The publication has sparked the ire of many for its newsletter sponsorships, selling the skyline of its digital product as ad space, which results in its journalism being “presented by ExxonMobil,” “presented by Uber,” “presented by PhRMA,” “presented by Chevron,” or “presented by Facebook,” often during moments when those groups are under scrutiny in Washington, or when they’re implicated in some way in the text of the subsequent journalistic product. (Advertising constitutes the lion’s share of Punchbowl’s funding, with an estimated 3,000 paying subscribers contributing around $1 million of what the company has said is $10 million in revenue in 2021.)
The presenting sponsors look dubious, but it’s done elsewhere, like Politico Playbook, and there’s no reason to believe that those sponsors are given editorial control—though the ways in which getting paid by the people you’re covering might influence that coverage seem obvious. Still, there’s a reason why there’s typically a bright line between the business and editorial departments at news outlets.
But hosting a confab with representatives of those sponsors as special guests, throwing them an exclusive holiday party in a luxury box, and posing for photos with the outlet’s editorial team insinuates an ethical dilemma far greater than some unsavory ad operations. If journalists are rolling out the red carpet for the very people whose work they’re supposed to be covering dispassionately, that certainly seems to set up a conflict of interest—a news publication hosting a bunch of politicians for an exclusive hangout would certainly raise eyebrows, and lobbyists are more numerous and arguably more powerful in D.C. And just in case you thought it was only business leaders getting such special treatment, Tasha Cole of the Democratic Congressional Campaign Committee was also in attendance (which should have the Democratic leadership asking itself about the company it keeps).

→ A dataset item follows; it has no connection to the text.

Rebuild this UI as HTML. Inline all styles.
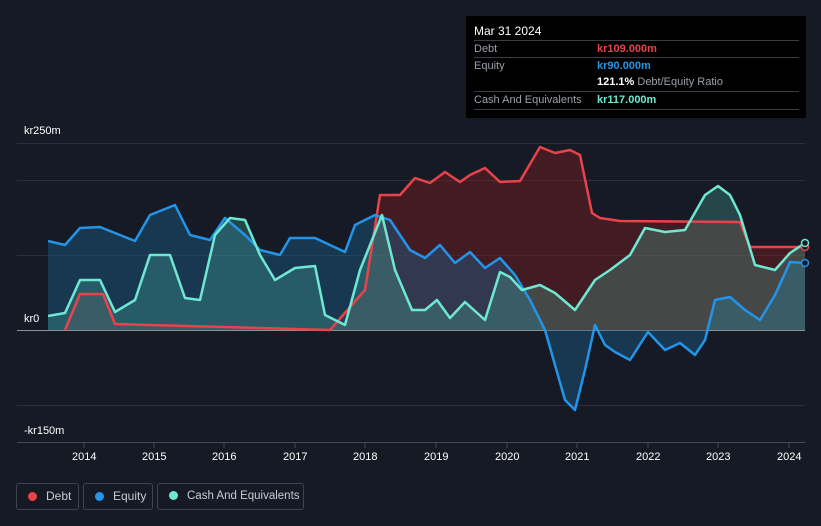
<!DOCTYPE html>
<html><head><meta charset="utf-8"><style>
html,body{margin:0;padding:0;background:#151a24;width:821px;height:526px;overflow:hidden;font-family:"Liberation Sans",sans-serif;}
.tip{position:absolute;left:466px;top:16px;width:340px;height:102px;background:#000;color:#fff;font-size:11px;}
.tip .h{position:absolute;left:8px;top:8px;font-size:12px;}
.row{position:absolute;left:8px;width:325px;border-top:1px solid #3a3d44;height:17px;line-height:17px;color:#9aa0a8;white-space:nowrap;}
.row span{position:absolute;left:123px;font-weight:bold;}
.leg{position:absolute;top:483px;height:27px;border:1px solid #3e434d;border-radius:3px;color:#c8ccd2;font-size:12px;line-height:25px;box-sizing:border-box;white-space:nowrap;}
.dot{display:inline-block;width:9px;height:9px;border-radius:50%;margin:0 9px 0 11px;vertical-align:-1px;}
.ax{position:absolute;color:#fff;font-size:11px;white-space:nowrap;}
</style></head><body>
<svg width="821" height="526" style="position:absolute;left:0;top:0">
<g stroke="#2a303b" stroke-width="1">
<line x1="17" y1="143.5" x2="805" y2="143.5"/><line x1="17" y1="180.5" x2="805" y2="180.5"/>
<line x1="17" y1="255.5" x2="805" y2="255.5"/><line x1="17" y1="405.5" x2="805" y2="405.5"/>
<line x1="17" y1="442.5" x2="805" y2="442.5" stroke="#444a55"/>
</g>
<line x1="17" y1="330.5" x2="805" y2="330.5" stroke="#8a8f98"/>
<g stroke="#444a55"><line x1="84" y1="443" x2="84" y2="448"/><line x1="154" y1="443" x2="154" y2="448"/><line x1="224" y1="443" x2="224" y2="448"/><line x1="295" y1="443" x2="295" y2="448"/><line x1="365" y1="443" x2="365" y2="448"/><line x1="436" y1="443" x2="436" y2="448"/><line x1="507" y1="443" x2="507" y2="448"/><line x1="577" y1="443" x2="577" y2="448"/><line x1="648" y1="443" x2="648" y2="448"/><line x1="718" y1="443" x2="718" y2="448"/><line x1="789" y1="443" x2="789" y2="448"/></g>
<polygon fill="#7a1e22" fill-opacity="0.45" points="65,330 80,294 103,294 115,324 330,330 365,290 380,195 400,195 415,178 430,183 445,172 460,182 470,175 485,168 500,182 520,181 540,147 555,153 570,150 580,155 592,213 600,218 620,221 740,222 750,247 805,247 805,330"/>
<polygon fill="#1c5a8a" fill-opacity="0.45" points="48,330 48,241 65,245 80,228 100,227 120,235 135,241 150,215 175,205 190,235 210,240 225,218 245,235 260,250 280,255 290,238 315,238 345,252 355,225 375,215 390,220 410,250 425,258 440,245 455,263 470,252 485,268 500,258 515,275 530,300 545,330 555,365 565,400 575,410 585,370 595,325 605,345 615,352 630,360 648,332 665,350 680,343 695,355 705,340 715,300 730,297 745,310 760,320 775,295 790,262 805,263 805,330"/>
<polygon fill="#4fb0a0" fill-opacity="0.3" points="48,330 48,316 65,313 80,280 100,280 115,312 135,300 150,255 170,255 185,298 200,300 215,235 230,218 245,220 260,255 275,280 295,268 315,266 325,315 345,325 360,270 382,215 395,270 412,310 425,310 437,300 450,318 465,302 485,320 500,272 510,277 522,290 540,285 555,293 575,310 595,280 610,270 630,255 645,228 665,232 685,230 705,195 718,186 730,195 740,215 755,265 775,270 790,253 805,243 805,330"/>
<g fill="none" stroke-width="2.5" stroke-linejoin="round">
<polyline stroke="#e8434a" points="65,330 80,294 103,294 115,324 330,330 365,290 380,195 400,195 415,178 430,183 445,172 460,182 470,175 485,168 500,182 520,181 540,147 555,153 570,150 580,155 592,213 600,218 620,221 740,222 750,247 805,247"/>
<polyline stroke="#2394e8" points="48,241 65,245 80,228 100,227 120,235 135,241 150,215 175,205 190,235 210,240 225,218 245,235 260,250 280,255 290,238 315,238 345,252 355,225 375,215 390,220 410,250 425,258 440,245 455,263 470,252 485,268 500,258 515,275 530,300 545,330 555,365 565,400 575,410 585,370 595,325 605,345 615,352 630,360 648,332 665,350 680,343 695,355 705,340 715,300 730,297 745,310 760,320 775,295 790,262 805,263"/>
<polyline stroke="#6ee8d2" points="48,316 65,313 80,280 100,280 115,312 135,300 150,255 170,255 185,298 200,300 215,235 230,218 245,220 260,255 275,280 295,268 315,266 325,315 345,325 360,270 382,215 395,270 412,310 425,310 437,300 450,318 465,302 485,320 500,272 510,277 522,290 540,285 555,293 575,310 595,280 610,270 630,255 645,228 665,232 685,230 705,195 718,186 730,195 740,215 755,265 775,270 790,253 805,243"/>
</g>
<circle cx="805" cy="247" r="3.5" fill="#151a24" stroke="#e8434a" stroke-width="1.5"/>
<circle cx="805" cy="263" r="3.5" fill="#151a24" stroke="#2394e8" stroke-width="1.5"/>
<circle cx="805" cy="243" r="3.5" fill="#151a24" stroke="#6ee8d2" stroke-width="1.5"/>
</svg>
<div class="ax" style="left:24px;top:125px">kr250m</div>
<div class="ax" style="left:24px;top:313px">kr0</div>
<div class="ax" style="left:24px;top:425px">-kr150m</div>
<div class="ax" style="left:72px;top:451px">2014</div><div class="ax" style="left:142px;top:451px">2015</div><div class="ax" style="left:212px;top:451px">2016</div><div class="ax" style="left:283px;top:451px">2017</div><div class="ax" style="left:353px;top:451px">2018</div><div class="ax" style="left:424px;top:451px">2019</div><div class="ax" style="left:495px;top:451px">2020</div><div class="ax" style="left:565px;top:451px">2021</div><div class="ax" style="left:636px;top:451px">2022</div><div class="ax" style="left:706px;top:451px">2023</div><div class="ax" style="left:777px;top:451px">2024</div>
<div class="tip"><div class="h">Mar 31 2024</div>
<div class="row" style="top:24px">Debt<span style="color:#e8434a">kr109.000m</span></div>
<div class="row" style="top:41px">Equity<span style="color:#2394e8">kr90.000m</span></div>
<div class="row" style="top:58px;border-top:none"><span style="color:#fff">121.1% <b style="color:#9aa0a8;font-weight:normal">Debt/Equity Ratio</b></span></div>
<div class="row" style="top:75px">Cash And Equivalents<span style="color:#6ee8d2">kr117.000m</span></div>
<div class="row" style="top:93px;height:0"></div>
</div>
<div class="leg" style="left:16px;width:63px"><span class="dot" style="background:#e8434a"></span>Debt</div>
<div class="leg" style="left:83px;width:70px"><span class="dot" style="background:#2394e8"></span>Equity</div>
<div class="leg" style="left:157px;width:147px;font-size:11.5px"><span class="dot" style="background:#6ee8d2"></span>Cash And Equivalents</div>
</body></html>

Punchbowl may not have even purchased the seats, but received them as part of a deal with the Washington Football Team, whom they shouted out with a “huge thank you” for hosting. Given that the scandal-riven franchise is also a relevant D.C. news subject, that too is a concern.
“We have a unique skill and a unique know-how about Washington and how business gets done,” Sherman announced in a January interview with CJR. “I’m not beholden to either party. I’m not a partisan journalist.” That’s a standard that all journalists, in theory, are held to; otherwise we would refer to their product as “public relations messaging,” “advertising,” “spin,” or any number of other rhetorical products that tend to pay much better than newsmaking. Most journalists manage to aspire to that standard without securing box seats for the people they cover, though. It suggests that Sherman is playing on a team, only the team isn’t necessarily Democratic or Republican, but the team that has most of the money and power in Washington: the corporate sector.
The rise of access journalism has been pilloried in the past for existing in a gray zone between true transparency and spin, for its reliance on relationships to the powerful and its willingness to cite anonymous sources. This has made some suspect that those pieces are merely ventriloquizing the wants and whims of lobbyists and strategists. That sits at odds with the Society of Professional Journalists’ code of ethics, which requires one to “consider sources’ motives before promising anonymity” and “reserve anonymity for sources who may face danger.”
Throwing a party for lobbyists runs afoul of numerous counts of that code, including the “special obligation to serve as watchdogs over public affairs” and the requirement to be “courageous about holding those with power accountable,” for starters. I asked if the conversations between journalists and lobbyists at the party were on the record and if they would be made public; again, that request went unanswered.
“It was a beautiful day for a game and great to be with so many Punchbowl community members,” the publication proudly announced on Sunday. It may have also been a dark day for journalism.